Research published on January 7 in the journal Nature Genetics shows that identical twins differ by an average of 5.2 genetic mutations. The authors argue that these small differences between twins’ genetic code could change how scientists study human development.
The study of 381 pairs of identical twins and two sets of identical triplets found that only 38 were genetically identical, Tina Hesman Saey reports for Science News. Most had just a few points of genetic mismatch, but 39 had more than 100 differences in their DNA. The findings could impact future studies of the ways that the environment affects disease and human development. In such studies, scientists often assume that pairs of identical twins have identical DNA, so their differences can be explained by the environments they grew up in.
“Before you can make that interpretation, you’d better make sure that one of them does not have a de novo [randomly introduced] mutation in an important gene that the other one does not,” says Kari Stefansson, CEO of DeCODE Genetics and lead author of the new study, to the Scientist magazine’s Catherine Offord. “So this certainly places a new kind of burden on those who use identical twins to establish the separation between nature and nurture.”
The researchers sequenced the full DNA code of cells found in cheek swabs and blood samples from not only the twins, but also their parents, their children, and their children’s other parent, Nicoletta Lanese reports for Live Science. With three generations of genetic information, the researchers could not only figure out where specific mutations appeared in the DNA code, but when, by determining at what stage in their embryonic development the mutations occurred.
The genetic mutations observed in the study mostly involved a single building block of the DNA code, called a base, mistakenly swapped for a different one. In some cases, letters were either inserted or deleted. Working at the scale of a human genome, a few changes may not cause much of a difference.
"Such genomic differences between identical twins are still very rare,” says University of Pennsylvania computational biologist Ziyue Gao, who wasn’t involved in the study, to Live Science. The human genome is six billion base pairs long, and the study did not make it clear how many of the mutations would cause significant changes. She adds, “I doubt these differences will have appreciable contribution to phenotypic [or observable] differences in twin studies.”

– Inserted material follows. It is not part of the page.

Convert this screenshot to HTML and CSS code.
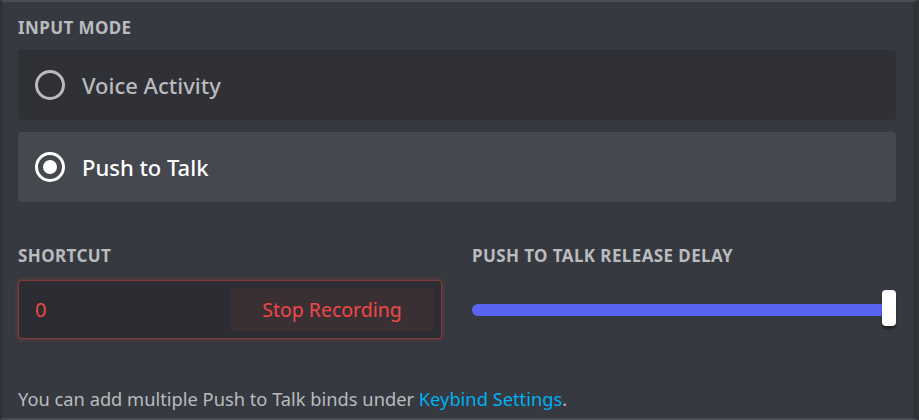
FILE: index.html
```html
<!DOCTYPE html>
<html lang="en">
<head>
    <meta charset="UTF-8">
    <meta name="viewport" content="width=device-width, initial-scale=1.0">
    <title>Voice Settings</title>
    <link rel="stylesheet" href="styles.css">
</head>
<body>
    <div class="panel">
        <h5 class="title">Input Mode</h5>

        <div class="radio-group">
            <div class="radio-item">
                <span class="radio"></span>
                <span class="radio-label">Voice Activity</span>
            </div>
            <div class="radio-item selected">
                <span class="radio checked"></span>
                <span class="radio-label">Push to Talk</span>
            </div>
        </div>

        <div class="columns">
            <div class="column">
                <h5 class="title">Shortcut</h5>
                <div class="keybind recording">
                    <div class="keybind-value">0</div>
                    <button class="keybind-button">Stop Recording</button>
                </div>
            </div>
            <div class="column">
                <h5 class="title">Push to Talk Release Delay</h5>
                <div class="slider">
                    <div class="slider-bar"></div>
                    <div class="slider-grabber"></div>
                </div>
            </div>
        </div>

        <div class="note">
            You can add multiple Push to Talk binds under <a href="#">Keybind Settings</a>.
        </div>
    </div>
</body>
</html>
```

FILE: styles.css
```css
html, body {
    margin: 0;
    height: 100%;
}

body {
    background: #36393f;
    font-family: "Noto Sans", "Open Sans", sans-serif;
}

.panel {
    box-sizing: border-box;
    height: 420px;
    padding: 16px 17px 0 15px;
    border-top: 2px solid #4a4d54;
    border-bottom: 2px solid #4a4d54;
    border-left: 3px solid #303238;
    border-right: 6px solid #2f3136;
}

.title {
    margin: 0 0 12px;
    color: #b9bbbe;
    font-size: 17px;
    line-height: 20px;
    letter-spacing: 0.4px;
    font-weight: 700;
    text-transform: uppercase;
}

.radio-group {
    display: flex;
    flex-direction: column;
    gap: 12px;
}

.radio-item {
    display: flex;
    align-items: center;
    height: 70px;
    padding: 0 17px;
    background: #2f3136;
    border-radius: 4px;
}

.radio-item.selected {
    background: #45484f;
}

.radio {
    box-sizing: border-box;
    width: 30px;
    height: 30px;
    border: 3px solid #b9bbbe;
    border-radius: 50%;
    margin-right: 17px;
    flex-shrink: 0;
}

.radio.checked {
    border-color: #fff;
    display: flex;
    align-items: center;
    justify-content: center;
}

.radio.checked::after {
    content: "";
    width: 14px;
    height: 14px;
    border-radius: 50%;
    background: #fff;
}

.radio-label {
    color: #b9bbbe;
    font-size: 22px;
    font-weight: 500;
}

.selected .radio-label {
    color: #fff;
}

.columns {
    display: flex;
    gap: 30px;
    margin-top: 44px;
}

.column {
    flex: 1;
}

.columns .title {
    margin-bottom: 14px;
}

.keybind {
    display: flex;
    align-items: center;
    height: 59px;
    box-sizing: border-box;
    padding: 6px 7px 6px 16px;
    background: #2b2d32;
    border: 1px solid rgba(240, 71, 71, 0.45);
    border-radius: 4px;
    box-shadow: 0 0 5px rgba(240, 71, 71, 0.35);
}

.keybind-value {
    flex: 1;
    color: #f04747;
    font-size: 20px;
}

.keybind-button {
    width: 204px;
    height: 43px;
    border: none;
    border-radius: 3px;
    background: #3a3034;
    color: #f04747;
    font-family: inherit;
    font-size: 19.5px;
    cursor: pointer;
}

.slider {
    position: relative;
    height: 59px;
}

.slider-bar {
    position: absolute;
    left: 0;
    right: 10px;
    top: 24px;
    height: 12px;
    border-radius: 6px;
    background: #5865f2;
}

.slider-grabber {
    position: absolute;
    right: 0;
    top: 10px;
    width: 14px;
    height: 36px;
    border-radius: 4px;
    background: #fff;
    box-shadow: 0 3px 2px rgba(0, 0, 0, 0.4);
}

.note {
    margin-top: 47px;
    color: #b9bbbe;
    font-size: 18.3px;
}

.note a {
    color: #00b0f4;
    text-decoration: none;
}
```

The mutations covered in the study tend to appear while a cell is replicating, or dividing itself, to create more cells. During that process, the cell has to completely copy all six billion base pairs, and sometimes it makes mistakes. The cell has machinery to correct mistakes, but even those go wrong sometimes, leaving behind small typos. If such a typo is created in a bundle of cells early in human development, then when the bundle splits into two parts, the mutation might not reach both parts equally.
“We have found a twin pair where one of the twins has mutations in all cells of his body, and they are not found in any cell in the body of the other twin. That means basically that one of the twins is formed solely from the descendant of the cell where the mutation took place,” says Stefansson to the Scientist. “Then we have found twins when the mutation is found in all cells in the body of one of the twins, and in 20 percent of the cells in the body of the other twin. So one of the twins has just formed from the descendant of this one cell where the mutation happened, and the other is formed in part by descendants of that cells and in part by something else.”
The study compared the twins’ DNA to their parents and children to find out when the mutation happened during their development. If the mutation happened very early, then the mutation could be passed along to their children, because it would have ended up in their sperm or eggs. Mutations that happen later in embryonic development might only appear in a person’s non-reproductive cells.
Uppsala University geneticist Jan Dumanski tells the Associated Press’ Christina Larson that the study is “a clear and important contribution” to medical research.
Stefansson adds that the implications go beyond nature-and-nurture twin studies.
“This is not just a study that has relevance when it comes to understanding of the genetics, but also human development: How do we probe early human development in an ethical manner, a non-interventional manner? This is one way of doing that,” he says to the Scientist magazine. “We can begin to use the mutations to develop [an] understanding of how cells are allocated from the early embryo to develop the various organs in the body.”